A loan modification would have taken the total of the missed payments and added them to the principal balance; this would have given him a new term and interest rate, so he could begin paying back what he owed on his home. But, he didn’t make enough money to qualify. The chapter 13 bankruptcy would have combined the missed payments and the normal payments; he would have been paying this back within 60 months. The chapter 13 bankruptcy was impossible though because Luke waited too long and the new combined monthly payments would’ve been way too large to manage with his minimal income. It wouldn’t be possible to save Luke’s home; Mr. Murphy suggested a chapter 7 bankruptcy as the next most viable solution.
Pro Tip: A debt to income ratio test must be done to see if you qualify for a loan modification; and an analysis must be done to see if you qualify for a chapter 13 bankruptcy. For a loan modification, you must have the right ratio of income to expenses, and for a chapter 13 bankruptcy you must have enough income to make the combined monthly payments (your arrears and current monthly payments combined). Each option takes into account how many missed payments you have.
Why Would A Chapter 7 Bankruptcy Be A Good Option?
Luke was concerned about getting thrown out of his home the day the home was sold at the sheriff sale. Mr. Murphy explained that, after the sale, the new owner (often the bank) would have to use the courts to evict Luke and his family as if they were tenants not paying their rent– this would take upwards of 90 days. With a chapter 7 bankruptcy, three more months could be added to the time they could stay in the home and if they took their 30 day adjournment of the sale first, that would get them a total of 7 months more than they originally thought.
Pro Tip: Most people would be disappointed at the prospect of moving, but it is important to remember that you have had the great benefit of living for free for a number of years.
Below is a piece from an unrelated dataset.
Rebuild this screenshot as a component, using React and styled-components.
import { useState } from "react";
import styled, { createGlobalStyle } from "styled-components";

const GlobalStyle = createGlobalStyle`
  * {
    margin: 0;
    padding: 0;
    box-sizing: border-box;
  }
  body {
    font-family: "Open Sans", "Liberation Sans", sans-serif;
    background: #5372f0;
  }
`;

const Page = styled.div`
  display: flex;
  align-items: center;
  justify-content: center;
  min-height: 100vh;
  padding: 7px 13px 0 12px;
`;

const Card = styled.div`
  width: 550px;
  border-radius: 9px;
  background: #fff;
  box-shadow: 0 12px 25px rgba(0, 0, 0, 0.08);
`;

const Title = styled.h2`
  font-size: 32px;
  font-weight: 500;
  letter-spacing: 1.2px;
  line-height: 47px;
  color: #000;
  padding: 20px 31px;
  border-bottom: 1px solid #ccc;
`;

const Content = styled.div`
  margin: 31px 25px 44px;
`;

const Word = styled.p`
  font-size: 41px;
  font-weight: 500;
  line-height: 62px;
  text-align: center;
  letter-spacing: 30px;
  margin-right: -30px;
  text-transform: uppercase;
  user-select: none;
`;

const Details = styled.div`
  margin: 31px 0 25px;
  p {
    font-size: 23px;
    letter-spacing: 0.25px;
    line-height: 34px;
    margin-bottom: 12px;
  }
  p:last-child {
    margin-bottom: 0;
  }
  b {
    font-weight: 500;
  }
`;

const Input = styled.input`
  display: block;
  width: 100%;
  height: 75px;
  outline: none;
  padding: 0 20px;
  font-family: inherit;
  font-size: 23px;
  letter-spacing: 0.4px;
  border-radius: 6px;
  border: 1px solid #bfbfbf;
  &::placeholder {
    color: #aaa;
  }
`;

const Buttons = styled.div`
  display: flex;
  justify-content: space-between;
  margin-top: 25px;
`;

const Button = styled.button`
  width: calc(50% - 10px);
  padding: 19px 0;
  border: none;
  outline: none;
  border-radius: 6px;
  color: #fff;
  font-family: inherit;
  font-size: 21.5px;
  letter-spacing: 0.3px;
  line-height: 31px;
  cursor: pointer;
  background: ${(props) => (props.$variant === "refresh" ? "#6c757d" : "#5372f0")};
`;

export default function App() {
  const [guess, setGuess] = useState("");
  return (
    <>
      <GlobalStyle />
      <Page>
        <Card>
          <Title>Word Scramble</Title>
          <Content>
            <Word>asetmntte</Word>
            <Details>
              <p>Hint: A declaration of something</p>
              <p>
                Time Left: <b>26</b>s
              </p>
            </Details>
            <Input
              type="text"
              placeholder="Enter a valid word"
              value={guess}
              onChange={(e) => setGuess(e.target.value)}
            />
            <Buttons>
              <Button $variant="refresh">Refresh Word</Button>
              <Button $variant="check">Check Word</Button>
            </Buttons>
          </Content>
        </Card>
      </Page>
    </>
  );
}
From a financial standpoint, if they didn’t do a chapter 7 and their home was sold at a sheriff sale, Mr. Murphy explained that because the sale price would not cover the amount they owed on the home, that amount would be forgiven. Once it’s forgiven, the IRS treats that amount as taxable income. The amount of forgiveness would be taxed at the highest rate. They determined that if Luke’s home was sold at the sheriff sale for $500,000 and the loan balance was $750,000, he would end up owing the IRS over $120,000 in taxes. So, not only would he lose his home but he would then end up with a debt to the IRS he could never repay. But, if they followed through with a chapter 7 bankruptcy, the debt would be discharged and they would not owe any taxes on it.
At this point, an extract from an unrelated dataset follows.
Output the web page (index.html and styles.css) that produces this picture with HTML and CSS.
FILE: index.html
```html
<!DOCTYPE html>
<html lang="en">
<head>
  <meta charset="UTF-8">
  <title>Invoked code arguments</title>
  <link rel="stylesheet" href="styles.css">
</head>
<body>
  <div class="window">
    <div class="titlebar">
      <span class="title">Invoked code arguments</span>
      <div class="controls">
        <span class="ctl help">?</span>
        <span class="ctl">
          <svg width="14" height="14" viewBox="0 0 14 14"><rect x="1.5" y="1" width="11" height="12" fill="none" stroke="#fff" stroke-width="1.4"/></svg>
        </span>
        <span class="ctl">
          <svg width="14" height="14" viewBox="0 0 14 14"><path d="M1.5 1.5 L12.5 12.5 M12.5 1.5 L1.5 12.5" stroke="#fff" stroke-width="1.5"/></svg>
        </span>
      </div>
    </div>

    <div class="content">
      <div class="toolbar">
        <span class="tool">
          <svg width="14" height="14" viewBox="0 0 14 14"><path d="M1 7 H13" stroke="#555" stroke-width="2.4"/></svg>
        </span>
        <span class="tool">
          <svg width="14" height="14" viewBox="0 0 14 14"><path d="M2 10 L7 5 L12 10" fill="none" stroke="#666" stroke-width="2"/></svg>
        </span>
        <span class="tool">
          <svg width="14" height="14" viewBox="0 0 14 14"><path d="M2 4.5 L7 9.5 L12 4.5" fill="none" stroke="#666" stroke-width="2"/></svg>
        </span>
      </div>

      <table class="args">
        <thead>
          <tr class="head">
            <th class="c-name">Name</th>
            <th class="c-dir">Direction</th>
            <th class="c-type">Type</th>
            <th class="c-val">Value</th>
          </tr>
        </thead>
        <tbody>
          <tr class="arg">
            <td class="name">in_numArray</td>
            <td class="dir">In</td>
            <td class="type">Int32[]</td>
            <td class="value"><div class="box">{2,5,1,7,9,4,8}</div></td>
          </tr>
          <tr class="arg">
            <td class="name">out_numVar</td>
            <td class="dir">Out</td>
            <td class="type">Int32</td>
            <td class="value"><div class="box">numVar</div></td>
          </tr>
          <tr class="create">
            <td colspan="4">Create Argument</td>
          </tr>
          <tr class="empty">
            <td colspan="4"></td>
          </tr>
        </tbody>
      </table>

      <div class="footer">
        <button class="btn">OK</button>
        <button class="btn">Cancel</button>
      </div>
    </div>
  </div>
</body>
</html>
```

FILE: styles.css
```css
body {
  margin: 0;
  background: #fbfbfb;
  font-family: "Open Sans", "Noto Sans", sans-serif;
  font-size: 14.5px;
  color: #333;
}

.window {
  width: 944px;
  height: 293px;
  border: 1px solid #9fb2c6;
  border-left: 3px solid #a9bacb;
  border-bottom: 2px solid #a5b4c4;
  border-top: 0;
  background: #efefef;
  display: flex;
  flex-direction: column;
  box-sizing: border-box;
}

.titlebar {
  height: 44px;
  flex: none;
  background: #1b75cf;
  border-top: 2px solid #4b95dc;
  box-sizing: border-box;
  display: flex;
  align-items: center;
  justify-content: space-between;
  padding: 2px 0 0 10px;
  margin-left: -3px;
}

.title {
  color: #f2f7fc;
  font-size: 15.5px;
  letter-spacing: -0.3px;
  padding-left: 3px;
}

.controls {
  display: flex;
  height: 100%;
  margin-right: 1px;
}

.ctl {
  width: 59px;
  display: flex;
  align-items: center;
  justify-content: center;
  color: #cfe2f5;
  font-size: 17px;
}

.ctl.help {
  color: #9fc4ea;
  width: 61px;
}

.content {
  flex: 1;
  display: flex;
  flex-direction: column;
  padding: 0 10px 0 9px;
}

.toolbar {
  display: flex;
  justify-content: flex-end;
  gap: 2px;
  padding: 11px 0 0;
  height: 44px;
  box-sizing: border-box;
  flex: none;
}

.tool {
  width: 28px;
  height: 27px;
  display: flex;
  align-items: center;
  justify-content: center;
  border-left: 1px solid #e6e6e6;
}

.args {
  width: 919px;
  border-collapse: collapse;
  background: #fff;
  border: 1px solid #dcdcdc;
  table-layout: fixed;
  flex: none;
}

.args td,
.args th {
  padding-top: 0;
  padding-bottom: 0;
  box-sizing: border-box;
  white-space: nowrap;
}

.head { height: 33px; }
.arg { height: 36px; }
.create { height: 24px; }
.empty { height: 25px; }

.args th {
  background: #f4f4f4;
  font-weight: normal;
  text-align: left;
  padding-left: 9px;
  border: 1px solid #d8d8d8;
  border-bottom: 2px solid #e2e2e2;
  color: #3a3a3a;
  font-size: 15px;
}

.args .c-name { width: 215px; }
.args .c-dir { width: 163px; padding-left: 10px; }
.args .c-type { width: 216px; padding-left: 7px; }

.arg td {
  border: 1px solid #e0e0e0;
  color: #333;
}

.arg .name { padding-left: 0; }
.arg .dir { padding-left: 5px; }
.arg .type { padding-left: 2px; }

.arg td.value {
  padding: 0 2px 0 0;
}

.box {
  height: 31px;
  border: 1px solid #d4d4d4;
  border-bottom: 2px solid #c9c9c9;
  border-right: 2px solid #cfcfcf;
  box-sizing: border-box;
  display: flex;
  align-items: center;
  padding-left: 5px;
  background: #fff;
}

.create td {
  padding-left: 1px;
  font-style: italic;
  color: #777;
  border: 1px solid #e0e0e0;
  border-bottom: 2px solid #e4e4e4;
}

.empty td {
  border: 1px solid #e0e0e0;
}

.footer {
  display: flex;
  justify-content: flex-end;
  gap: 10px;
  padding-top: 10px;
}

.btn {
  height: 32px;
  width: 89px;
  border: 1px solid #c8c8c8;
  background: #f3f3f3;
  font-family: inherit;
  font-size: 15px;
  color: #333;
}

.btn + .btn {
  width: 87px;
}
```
Pro Tip: A chapter 7 bankruptcy can be a great tool in helping you avoid tax liabilities.
Mr. Murphy noted the other important benefit of the chapter 7 is that it would leave Luke debt-free. Over the course of the last several years, Luke had run up massive credit card debt; but the chapter 7 bankruptcy would discharge all of this.
The idea of bankruptcy didn’t sit well with Luke or Bridgette, but if they didn’t file for one, the consequences would be disastrous.
Despite all of this, the word bankruptcy left a bad taste in Luke’s mouth. That was the last thing he wanted to consider; all he knew about bankruptcy were the bad things. But, after hearing the good that could come from it and how it could help them discharge all of his debt, buy a little extra time in his home so they could find a new place and pack everything up properly, AND avoid tax liabilities, he discussed it with Bridgette that night; like Luke at first, she was incredibly upset to hear this as an option. But after it sunk in, they both agreed bankruptcy, with the benefits of putting the past behind them and giving them a fresh start for the future, might be their only good option left. This slowly turned into the first fruitful conversation they had in months. Over the course of the next week they went over the pros and cons of filing for a chapter 7.
Pro Tip: Many people attribute a bad reputation to bankruptcies, but what they don’t know is that bankruptcy can actually have a lot of benefits. If you can’t save your home, a chapter 7 bankruptcy can help you avoid tax liabilities, clear your debts, save money and rebuild your credit, and provide you with time to plan before the sheriff sale; it can give you a fresh start and a good alternative if you can’t save your home.
They decided that the good outweighed the bad, a bankruptcy was the right way to go.
Luke and Bridgette decided that the good attributes outweighed the bad, and that the chapter 7 bankruptcy would be the best way for them to try and recover and repair their situation before the sheriff sale happened. Their relationship finally began looking up, they realized that all of their marital troubles the were facing recently were rooted in the stress of not knowing what to do and not having a plan in place. But, soon, they would be over.
They broke the bed news to their kids, that they would have to move out of their current home, but told them they were able to formulate a new plan for the future and things were going to better very soon. They saved as much money as they could and worked on rebuilding their credit before the time of the sheriff sale, all while living in their home for free for another 7 months until the bank finally offered them $5,000 “Cash for keys.”
Pro Tip: At times, the new buyer of your home will harass you; once the home is old, the buyer now legally owns the home and is allowed to enter the property as a landlord. This is important to keep in mind while living at your home after the sheriff sale.
This was enough time for Luke to put some money away in the bank, and gave Bridgette enough time to find a job. They worked as a team and were finally able to communicate with each other again. Luke started spending more time with his kids and rebuilt his relationship with them.
Pro Tip: Sometimes buyers will also offer what’s referred to as “cash for keys.” If the buyer wants to move into their new home right away, they may be willing to pay up to $3,000-$7,000 for you to move out; this money can be helpful in securing your first month’s rent at a new location. And helping you get back on your feet.
By the time 7 months had past, Bridgette and Luke had saved around $8,000 and, along with the $5,000 cash for keys money, were able to find a nice home to rent. It was a huge change for them, but they stuck together and leaned on each other for support.
Pro Tip Summary:
Timing is everything. As time goes on, without taking any action, your options become very limited.
If you can’t save your home, chapter 7 bankruptcy can allow you to discharge debts, avoid tax liabilities, live for free, buy you time, and even get you “cash for keys.”